Springer who already had a walk, single and double in Game 2, finally struck the game-winning two-run homer over the right field fence — after midnight back East — off Brandon McCarthy in the top of the 11th.

"As you go deeper in the playoffs, the emotions just get more intense," Springer said. "Now I understand why some guys struggle in the postseason and some don't . . . That game was probably as nerve wracking for every player on both teams as it was for the people in the stands.

"That's the craziest back-and-forth game I've ever been in," said Springer, who added with a laugh, "and it's only Game 2."

Maybe Houston said "Hello" to the Dodgers in this game, but it's also possible that the entire sport of baseball may have reintroduced itself to the general-sports-fan nation and said, "Psssst, you just might want to watch this."

Those four Astros homers, by Gonzalez, the 5-foot-6 mighty-man Altuve, Correa and finally Springer may have gotten the attention of all of sports America and several other countries as well.

Now we have a World Series. Now we have a one-game-apiece battle that will resume Friday night in Houston. Both these teams have now dealt thunderous blows to each other.

The Astros used their aces, Dallas Keuchel and Justin Verlander, in the first two games, fellows who are considerably better than the rest of their solid but unspectacular rotation.

Yet without Gonzalez's fabulous, clutch, game-saving, and probably Series saving, homer, the trumping of the two Astros aces would be the theme of this Series. Now, the Astros have a mighty symbol of their own strength in the bashing of Jansen.

Message: Nobody's safe!

To prove it, the Dodgers responded to the back-to-back Altuve and Correa homers as few teams ever have in the World Series — with a two-run 10th inning rally off a first-rate closer in Giles. First, there was a titanic homer to left by Puig. He can pump that one all he wants. It cut the lead to 5-4. But the Dodgers weren't finished, as a walk, a wild pitch and an incredibly clutch, down to the last out RBI single by Hernandez into right field tied the game once more. Perhaps that should have been expected after Hernandez's three home runs in the Dodgers' National League Championship Series-clinching win over the Cubs last week.

If the Dodgers had continued that comeback to win in the 10th, Los Angeles County might have run out of defibrillators. Instead, the game carried on, so Springer, who had been in a slump for a week, could have the final say.

Well, not quite. Down to their last out in the 11th, the Dodgers' Charlie Culberson smashed his own homer into the left-field pavilion to produce the final 7-6 score. If Puig, who made the final out, had also homered, even he might have run out of ways to celebrate himself, and all of this Dodger-blue ballpark might have collapsed in adulation. Just as well he didn't. This game was about five wonderful games roiled in one.

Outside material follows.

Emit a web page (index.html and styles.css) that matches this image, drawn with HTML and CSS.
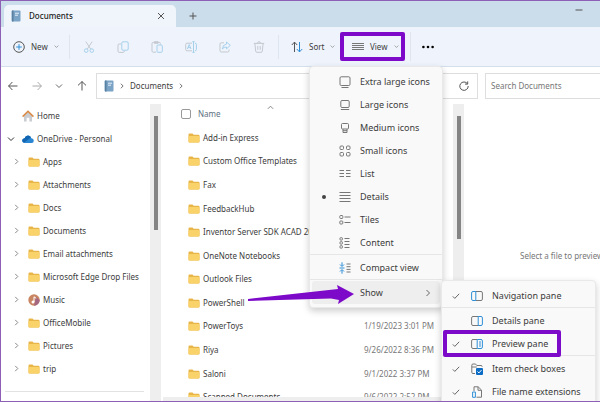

Oh, goody. Can we do this for like, oh, four or five more games, please?

"I've been part of some exciting games, But, no, none like this," said Verlander, who started and went seven innings, even flirting with a no-hitter into the fifth. "Exciting, thrilling and for it to be in the World Series . . . this is an instant classic.

"To tell you the truth, I was rooting so hard I almost fainted three times. I was cheering so loud I had to stop so I wouldn't pass out."

Perhaps the central moment, among so many, in this game was the emotional swing in the ninth. Nobody hits ninth-inning home runs off Jansen. All 265 pounds of him is just too tough. Jansen is the Mariano Rivera of this generation and the greatest symbol of Dodger strength.

Somebody forgot to tell Gonzalez, a formidable slugger who only merits the No. 7 spot in a Houston batting order that led the majors in runs scored this season by dozens. Leading off the ninth inning, Gonzalez thrashed a 94.4 mph cutter over the center field fence. At that moment, this World Series was transformed from a probable romp by the Dodgers into what will likely be a long and perhaps magnificent battle.

The Astros did not just bash Jansen in the ninth. The Dodgers asked Jansen for a six-out save. In the eighth, he allowed an inherited runner to score. Ultimately, after Puig's home run in the bottom of the 10th cut the Astros lead to 5-4, Correa's homer, which was more like window dressing than insurance at the time, proved invaluable.

"We're not even here if Marwin doesn't hit a home run over the center field fence off the best closer in baseball," said Hinch.

The importance of this Astros escape cannot possibly be overstated.

In the past 36 years, 14 teams have won the first two games of the World Series on their home field. What has happened after that has defied probability. Those 14 teams have all gone on to win the World Series. But they have also done it by, in most instances, crushing their foe 28-12 in games once they got their foe down. If Gonzalez — remember that name, Marwin Gonzalez — had not done what almost no one has done against Jansen in the last eight years, the Astros would be looking down the barrel of those numbers.

Now, instead, we have a game, even if it was only a Game 2, that will be worth replaying as long they keep insisting on playing this thing called the World Series.